### PROBLEM TO SOLVE
In this exercise, return the whole listing exactly, excluding any images.
◇ ◇ ◇
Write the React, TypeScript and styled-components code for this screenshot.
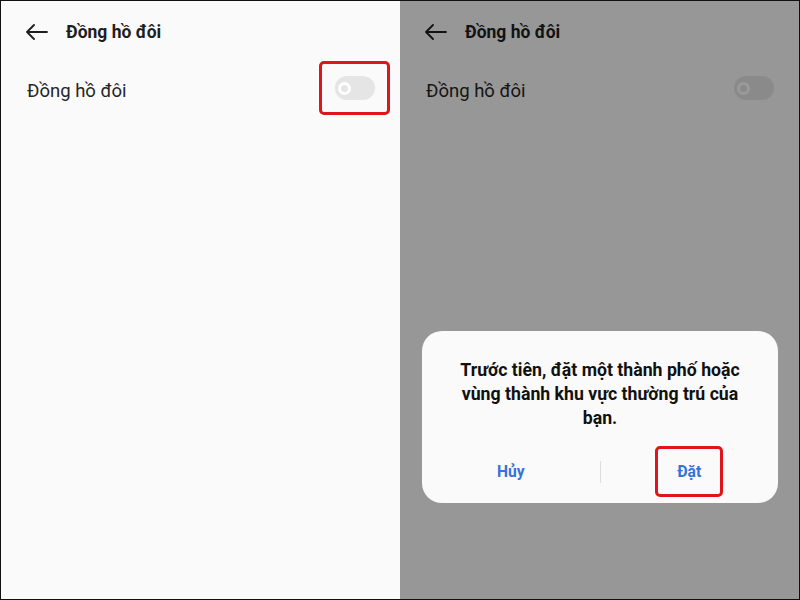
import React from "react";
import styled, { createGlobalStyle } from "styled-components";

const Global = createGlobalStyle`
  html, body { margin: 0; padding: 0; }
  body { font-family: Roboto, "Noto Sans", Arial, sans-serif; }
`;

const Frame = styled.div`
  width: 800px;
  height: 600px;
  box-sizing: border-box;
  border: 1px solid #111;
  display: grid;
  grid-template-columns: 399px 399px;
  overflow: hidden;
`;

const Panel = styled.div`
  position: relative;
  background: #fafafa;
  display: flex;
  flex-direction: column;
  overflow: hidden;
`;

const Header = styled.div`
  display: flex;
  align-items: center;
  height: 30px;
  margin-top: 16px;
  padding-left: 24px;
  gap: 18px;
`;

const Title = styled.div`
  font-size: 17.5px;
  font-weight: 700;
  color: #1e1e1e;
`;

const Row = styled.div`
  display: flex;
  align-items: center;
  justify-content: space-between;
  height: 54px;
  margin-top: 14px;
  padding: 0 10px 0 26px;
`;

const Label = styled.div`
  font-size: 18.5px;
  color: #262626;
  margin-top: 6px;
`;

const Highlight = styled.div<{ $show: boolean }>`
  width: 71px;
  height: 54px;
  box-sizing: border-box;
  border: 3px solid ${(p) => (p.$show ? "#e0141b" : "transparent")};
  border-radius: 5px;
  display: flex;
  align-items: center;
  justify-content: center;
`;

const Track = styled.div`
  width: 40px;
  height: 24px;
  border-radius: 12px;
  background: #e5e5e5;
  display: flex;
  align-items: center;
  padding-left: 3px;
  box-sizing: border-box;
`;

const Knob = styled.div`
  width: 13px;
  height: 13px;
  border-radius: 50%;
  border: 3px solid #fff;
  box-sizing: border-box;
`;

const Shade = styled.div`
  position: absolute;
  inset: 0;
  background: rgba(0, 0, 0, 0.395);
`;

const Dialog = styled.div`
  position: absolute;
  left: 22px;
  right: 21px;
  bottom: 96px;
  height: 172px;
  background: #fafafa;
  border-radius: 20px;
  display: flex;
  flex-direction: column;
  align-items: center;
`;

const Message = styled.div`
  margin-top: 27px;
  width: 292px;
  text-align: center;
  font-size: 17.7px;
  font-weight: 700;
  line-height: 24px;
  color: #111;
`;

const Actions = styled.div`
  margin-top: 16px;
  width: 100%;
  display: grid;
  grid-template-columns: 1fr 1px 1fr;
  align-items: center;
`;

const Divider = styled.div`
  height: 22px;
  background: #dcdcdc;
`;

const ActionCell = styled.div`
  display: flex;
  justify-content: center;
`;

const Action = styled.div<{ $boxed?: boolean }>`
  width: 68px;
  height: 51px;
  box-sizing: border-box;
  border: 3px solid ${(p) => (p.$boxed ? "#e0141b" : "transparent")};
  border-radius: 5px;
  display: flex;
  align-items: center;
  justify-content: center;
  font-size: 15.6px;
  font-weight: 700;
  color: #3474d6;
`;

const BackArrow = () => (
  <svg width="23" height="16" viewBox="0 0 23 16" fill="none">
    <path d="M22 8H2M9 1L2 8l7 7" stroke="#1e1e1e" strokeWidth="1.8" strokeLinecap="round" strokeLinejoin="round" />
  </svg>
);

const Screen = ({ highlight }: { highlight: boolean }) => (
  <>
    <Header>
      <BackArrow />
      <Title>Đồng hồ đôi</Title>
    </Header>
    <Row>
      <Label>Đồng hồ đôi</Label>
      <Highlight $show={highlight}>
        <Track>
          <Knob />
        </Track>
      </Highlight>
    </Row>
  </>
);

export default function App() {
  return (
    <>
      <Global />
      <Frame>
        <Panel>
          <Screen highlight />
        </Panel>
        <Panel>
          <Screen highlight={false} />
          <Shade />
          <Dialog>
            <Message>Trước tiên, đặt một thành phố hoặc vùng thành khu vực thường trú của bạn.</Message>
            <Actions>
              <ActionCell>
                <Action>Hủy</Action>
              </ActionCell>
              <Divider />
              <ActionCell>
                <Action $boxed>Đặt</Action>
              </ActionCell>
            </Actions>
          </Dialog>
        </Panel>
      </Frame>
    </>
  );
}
◇ ◇ ◇
### SOLUTION BELOW
Write the React, TypeScript and styled-components code for this screenshot.
import React from "react";
import styled, { createGlobalStyle } from "styled-components";

const Global = createGlobalStyle`
  html, body { margin: 0; padding: 0; }
  body { font-family: Roboto, "Noto Sans", Arial, sans-serif; }
`;

const Frame = styled.div`
  width: 800px;
  height: 600px;
  box-sizing: border-box;
  border: 1px solid #111;
  display: grid;
  grid-template-columns: 399px 399px;
  overflow: hidden;
`;

const Panel = styled.div`
  position: relative;
  background: #fafafa;
  display: flex;
  flex-direction: column;
  overflow: hidden;
`;

const Header = styled.div`
  display: flex;
  align-items: center;
  height: 30px;
  margin-top: 16px;
  padding-left: 24px;
  gap: 18px;
`;

const Title = styled.div`
  font-size: 17.5px;
  font-weight: 700;
  color: #1e1e1e;
`;

const Row = styled.div`
  display: flex;
  align-items: center;
  justify-content: space-between;
  height: 54px;
  margin-top: 14px;
  padding: 0 10px 0 26px;
`;

const Label = styled.div`
  font-size: 18.5px;
  color: #262626;
  margin-top: 6px;
`;

const Highlight = styled.div<{ $show: boolean }>`
  width: 71px;
  height: 54px;
  box-sizing: border-box;
  border: 3px solid ${(p) => (p.$show ? "#e0141b" : "transparent")};
  border-radius: 5px;
  display: flex;
  align-items: center;
  justify-content: center;
`;

const Track = styled.div`
  width: 40px;
  height: 24px;
  border-radius: 12px;
  background: #e5e5e5;
  display: flex;
  align-items: center;
  padding-left: 3px;
  box-sizing: border-box;
`;

const Knob = styled.div`
  width: 13px;
  height: 13px;
  border-radius: 50%;
  border: 3px solid #fff;
  box-sizing: border-box;
`;

const Shade = styled.div`
  position: absolute;
  inset: 0;
  background: rgba(0, 0, 0, 0.395);
`;

const Dialog = styled.div`
  position: absolute;
  left: 22px;
  right: 21px;
  bottom: 96px;
  height: 172px;
  background: #fafafa;
  border-radius: 20px;
  display: flex;
  flex-direction: column;
  align-items: center;
`;

const Message = styled.div`
  margin-top: 27px;
  width: 292px;
  text-align: center;
  font-size: 17.7px;
  font-weight: 700;
  line-height: 24px;
  color: #111;
`;

const Actions = styled.div`
  margin-top: 16px;
  width: 100%;
  display: grid;
  grid-template-columns: 1fr 1px 1fr;
  align-items: center;
`;

const Divider = styled.div`
  height: 22px;
  background: #dcdcdc;
`;

const ActionCell = styled.div`
  display: flex;
  justify-content: center;
`;

const Action = styled.div<{ $boxed?: boolean }>`
  width: 68px;
  height: 51px;
  box-sizing: border-box;
  border: 3px solid ${(p) => (p.$boxed ? "#e0141b" : "transparent")};
  border-radius: 5px;
  display: flex;
  align-items: center;
  justify-content: center;
  font-size: 15.6px;
  font-weight: 700;
  color: #3474d6;
`;

const BackArrow = () => (
  <svg width="23" height="16" viewBox="0 0 23 16" fill="none">
    <path d="M22 8H2M9 1L2 8l7 7" stroke="#1e1e1e" strokeWidth="1.8" strokeLinecap="round" strokeLinejoin="round" />
  </svg>
);

const Screen = ({ highlight }: { highlight: boolean }) => (
  <>
    <Header>
      <BackArrow />
      <Title>Đồng hồ đôi</Title>
    </Header>
    <Row>
      <Label>Đồng hồ đôi</Label>
      <Highlight $show={highlight}>
        <Track>
          <Knob />
        </Track>
      </Highlight>
    </Row>
  </>
);

export default function App() {
  return (
    <>
      <Global />
      <Frame>
        <Panel>
          <Screen highlight />
        </Panel>
        <Panel>
          <Screen highlight={false} />
          <Shade />
          <Dialog>
            <Message>Trước tiên, đặt một thành phố hoặc vùng thành khu vực thường trú của bạn.</Message>
            <Actions>
              <ActionCell>
                <Action>Hủy</Action>
              </ActionCell>
              <Divider />
              <ActionCell>
                <Action $boxed>Đặt</Action>
              </ActionCell>
            </Actions>
          </Dialog>
        </Panel>
      </Frame>
    </>
  );
}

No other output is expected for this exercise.